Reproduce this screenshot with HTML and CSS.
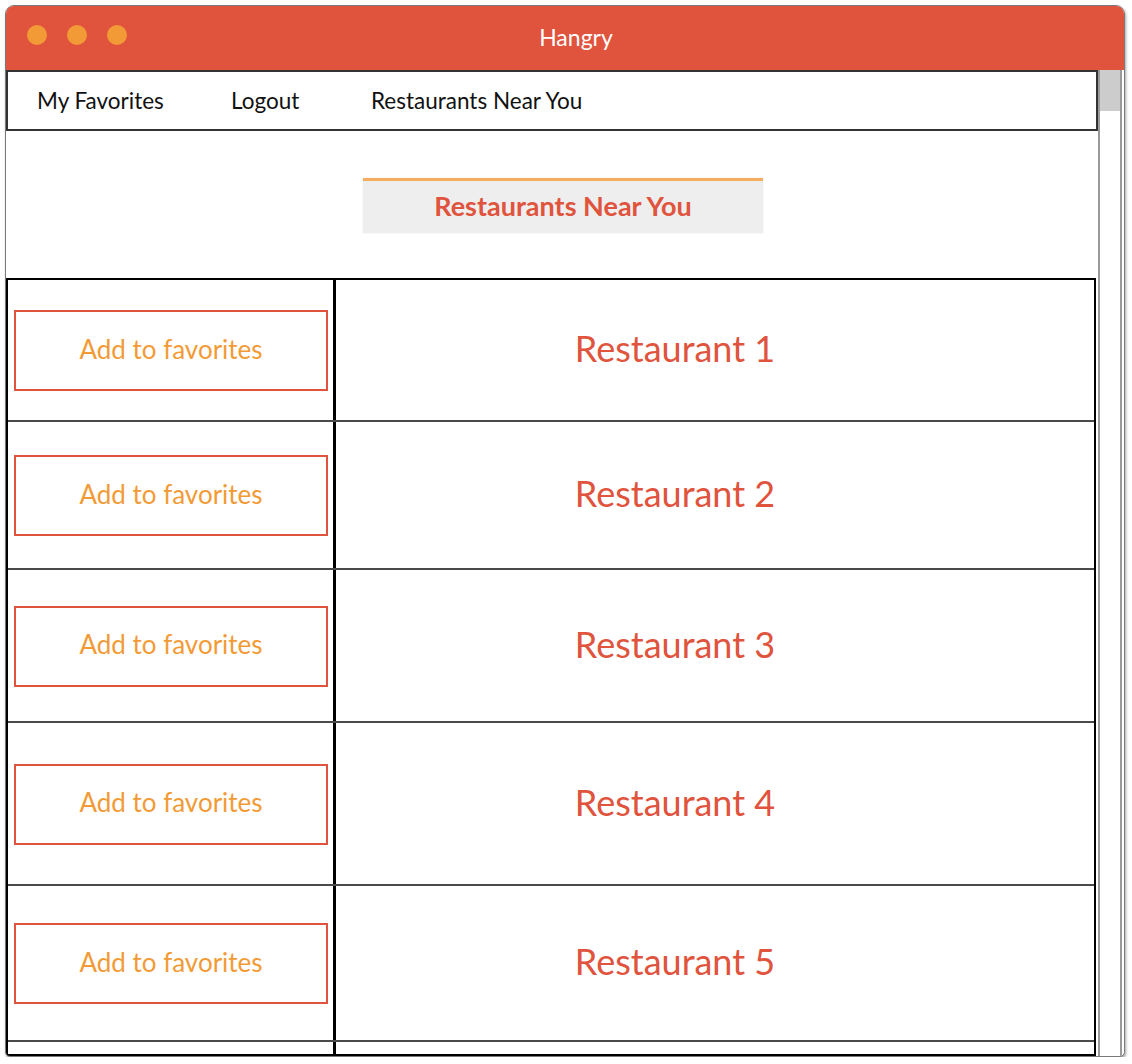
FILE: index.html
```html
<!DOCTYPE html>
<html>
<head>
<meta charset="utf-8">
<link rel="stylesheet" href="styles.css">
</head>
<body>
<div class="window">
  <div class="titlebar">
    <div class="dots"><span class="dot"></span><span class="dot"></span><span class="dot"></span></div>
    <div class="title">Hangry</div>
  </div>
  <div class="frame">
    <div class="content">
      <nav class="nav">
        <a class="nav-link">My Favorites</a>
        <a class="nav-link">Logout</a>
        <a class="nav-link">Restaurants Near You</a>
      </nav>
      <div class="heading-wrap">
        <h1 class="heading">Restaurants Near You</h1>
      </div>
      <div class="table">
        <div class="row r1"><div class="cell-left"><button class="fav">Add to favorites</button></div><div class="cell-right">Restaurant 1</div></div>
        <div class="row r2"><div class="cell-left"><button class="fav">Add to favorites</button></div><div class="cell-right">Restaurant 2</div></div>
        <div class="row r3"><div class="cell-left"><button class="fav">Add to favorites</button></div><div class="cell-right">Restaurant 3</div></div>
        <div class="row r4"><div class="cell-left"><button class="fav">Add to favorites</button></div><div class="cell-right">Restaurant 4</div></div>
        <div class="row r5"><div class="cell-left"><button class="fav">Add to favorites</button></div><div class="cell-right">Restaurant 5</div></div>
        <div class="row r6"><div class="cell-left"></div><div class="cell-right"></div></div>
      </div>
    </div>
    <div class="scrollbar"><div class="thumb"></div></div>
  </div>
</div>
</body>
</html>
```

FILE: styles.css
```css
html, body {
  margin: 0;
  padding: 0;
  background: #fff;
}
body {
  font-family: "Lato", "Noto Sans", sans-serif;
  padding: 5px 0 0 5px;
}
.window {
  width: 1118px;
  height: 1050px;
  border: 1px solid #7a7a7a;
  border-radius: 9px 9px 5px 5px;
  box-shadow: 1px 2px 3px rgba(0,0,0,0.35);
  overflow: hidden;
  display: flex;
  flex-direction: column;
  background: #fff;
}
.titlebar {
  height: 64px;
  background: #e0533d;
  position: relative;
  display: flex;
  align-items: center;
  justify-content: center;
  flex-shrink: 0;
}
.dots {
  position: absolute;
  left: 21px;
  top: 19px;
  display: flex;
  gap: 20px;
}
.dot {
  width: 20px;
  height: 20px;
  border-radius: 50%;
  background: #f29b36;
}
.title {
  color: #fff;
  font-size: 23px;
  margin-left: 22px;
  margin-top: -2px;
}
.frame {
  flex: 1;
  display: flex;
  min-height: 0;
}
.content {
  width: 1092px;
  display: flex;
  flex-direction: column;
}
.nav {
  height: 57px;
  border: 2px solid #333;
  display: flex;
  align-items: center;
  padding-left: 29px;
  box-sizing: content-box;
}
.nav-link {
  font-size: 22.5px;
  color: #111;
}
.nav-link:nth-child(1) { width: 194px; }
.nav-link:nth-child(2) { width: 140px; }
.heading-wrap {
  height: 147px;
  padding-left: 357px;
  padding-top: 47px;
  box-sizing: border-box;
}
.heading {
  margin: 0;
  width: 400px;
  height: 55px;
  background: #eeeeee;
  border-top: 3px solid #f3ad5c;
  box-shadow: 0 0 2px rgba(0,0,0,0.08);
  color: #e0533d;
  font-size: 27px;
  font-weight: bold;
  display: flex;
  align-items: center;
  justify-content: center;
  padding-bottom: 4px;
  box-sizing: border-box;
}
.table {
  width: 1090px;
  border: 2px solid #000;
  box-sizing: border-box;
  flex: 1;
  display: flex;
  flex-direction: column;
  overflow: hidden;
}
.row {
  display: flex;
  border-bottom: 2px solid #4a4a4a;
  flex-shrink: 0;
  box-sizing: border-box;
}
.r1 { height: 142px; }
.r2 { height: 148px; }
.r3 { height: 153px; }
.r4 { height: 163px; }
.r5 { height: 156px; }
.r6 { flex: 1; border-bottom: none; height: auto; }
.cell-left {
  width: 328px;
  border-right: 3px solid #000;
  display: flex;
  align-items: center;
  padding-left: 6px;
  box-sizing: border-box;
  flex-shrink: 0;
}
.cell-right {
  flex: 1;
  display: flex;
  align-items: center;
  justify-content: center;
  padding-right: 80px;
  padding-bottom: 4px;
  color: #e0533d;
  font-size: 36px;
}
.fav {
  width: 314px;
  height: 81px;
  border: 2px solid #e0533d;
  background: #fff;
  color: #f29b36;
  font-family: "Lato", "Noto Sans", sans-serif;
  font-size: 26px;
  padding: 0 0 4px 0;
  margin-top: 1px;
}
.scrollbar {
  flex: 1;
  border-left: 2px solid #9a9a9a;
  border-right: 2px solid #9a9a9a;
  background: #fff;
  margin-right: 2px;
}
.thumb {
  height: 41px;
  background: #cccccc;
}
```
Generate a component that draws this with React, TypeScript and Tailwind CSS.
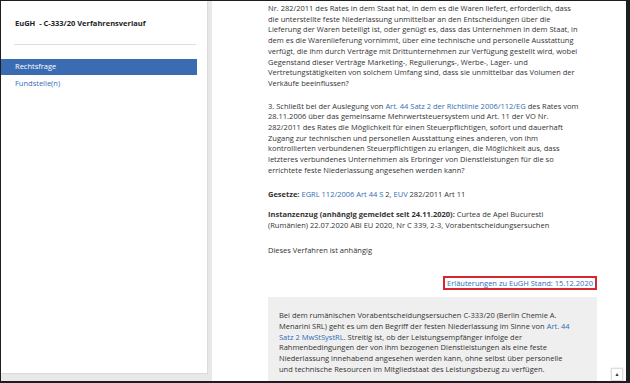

» GOAL
Copy the listing over exactly, skipping the pictures it holds.

» ANSWER TO THE EXERCISE
Reproduce this screenshot with HTML and CSS.
FILE: index.html
```html
<!DOCTYPE html>
<html>
<head>
<meta charset="utf-8">
<link rel="stylesheet" href="styles.css">
</head>
<body>
<div class="window">
  <div class="titlebar">
    <div class="dots"><span class="dot"></span><span class="dot"></span><span class="dot"></span></div>
    <div class="title">Hangry</div>
  </div>
  <div class="frame">
    <div class="content">
      <nav class="nav">
        <a class="nav-link">My Favorites</a>
        <a class="nav-link">Logout</a>
        <a class="nav-link">Restaurants Near You</a>
      </nav>
      <div class="heading-wrap">
        <h1 class="heading">Restaurants Near You</h1>
      </div>
      <div class="table">
        <div class="row r1"><div class="cell-left"><button class="fav">Add to favorites</button></div><div class="cell-right">Restaurant 1</div></div>
        <div class="row r2"><div class="cell-left"><button class="fav">Add to favorites</button></div><div class="cell-right">Restaurant 2</div></div>
        <div class="row r3"><div class="cell-left"><button class="fav">Add to favorites</button></div><div class="cell-right">Restaurant 3</div></div>
        <div class="row r4"><div class="cell-left"><button class="fav">Add to favorites</button></div><div class="cell-right">Restaurant 4</div></div>
        <div class="row r5"><div class="cell-left"><button class="fav">Add to favorites</button></div><div class="cell-right">Restaurant 5</div></div>
        <div class="row r6"><div class="cell-left"></div><div class="cell-right"></div></div>
      </div>
    </div>
    <div class="scrollbar"><div class="thumb"></div></div>
  </div>
</div>
</body>
</html>
```

FILE: styles.css
```css
html, body {
  margin: 0;
  padding: 0;
  background: #fff;
}
body {
  font-family: "Lato", "Noto Sans", sans-serif;
  padding: 5px 0 0 5px;
}
.window {
  width: 1118px;
  height: 1050px;
  border: 1px solid #7a7a7a;
  border-radius: 9px 9px 5px 5px;
  box-shadow: 1px 2px 3px rgba(0,0,0,0.35);
  overflow: hidden;
  display: flex;
  flex-direction: column;
  background: #fff;
}
.titlebar {
  height: 64px;
  background: #e0533d;
  position: relative;
  display: flex;
  align-items: center;
  justify-content: center;
  flex-shrink: 0;
}
.dots {
  position: absolute;
  left: 21px;
  top: 19px;
  display: flex;
  gap: 20px;
}
.dot {
  width: 20px;
  height: 20px;
  border-radius: 50%;
  background: #f29b36;
}
.title {
  color: #fff;
  font-size: 23px;
  margin-left: 22px;
  margin-top: -2px;
}
.frame {
  flex: 1;
  display: flex;
  min-height: 0;
}
.content {
  width: 1092px;
  display: flex;
  flex-direction: column;
}
.nav {
  height: 57px;
  border: 2px solid #333;
  display: flex;
  align-items: center;
  padding-left: 29px;
  box-sizing: content-box;
}
.nav-link {
  font-size: 22.5px;
  color: #111;
}
.nav-link:nth-child(1) { width: 194px; }
.nav-link:nth-child(2) { width: 140px; }
.heading-wrap {
  height: 147px;
  padding-left: 357px;
  padding-top: 47px;
  box-sizing: border-box;
}
.heading {
  margin: 0;
  width: 400px;
  height: 55px;
  background: #eeeeee;
  border-top: 3px solid #f3ad5c;
  box-shadow: 0 0 2px rgba(0,0,0,0.08);
  color: #e0533d;
  font-size: 27px;
  font-weight: bold;
  display: flex;
  align-items: center;
  justify-content: center;
  padding-bottom: 4px;
  box-sizing: border-box;
}
.table {
  width: 1090px;
  border: 2px solid #000;
  box-sizing: border-box;
  flex: 1;
  display: flex;
  flex-direction: column;
  overflow: hidden;
}
.row {
  display: flex;
  border-bottom: 2px solid #4a4a4a;
  flex-shrink: 0;
  box-sizing: border-box;
}
.r1 { height: 142px; }
.r2 { height: 148px; }
.r3 { height: 153px; }
.r4 { height: 163px; }
.r5 { height: 156px; }
.r6 { flex: 1; border-bottom: none; height: auto; }
.cell-left {
  width: 328px;
  border-right: 3px solid #000;
  display: flex;
  align-items: center;
  padding-left: 6px;
  box-sizing: border-box;
  flex-shrink: 0;
}
.cell-right {
  flex: 1;
  display: flex;
  align-items: center;
  justify-content: center;
  padding-right: 80px;
  padding-bottom: 4px;
  color: #e0533d;
  font-size: 36px;
}
.fav {
  width: 314px;
  height: 81px;
  border: 2px solid #e0533d;
  background: #fff;
  color: #f29b36;
  font-family: "Lato", "Noto Sans", sans-serif;
  font-size: 26px;
  padding: 0 0 4px 0;
  margin-top: 1px;
}
.scrollbar {
  flex: 1;
  border-left: 2px solid #9a9a9a;
  border-right: 2px solid #9a9a9a;
  background: #fff;
  margin-right: 2px;
}
.thumb {
  height: 41px;
  background: #cccccc;
}
```
Generate a component that draws this with React, TypeScript and Tailwind CSS.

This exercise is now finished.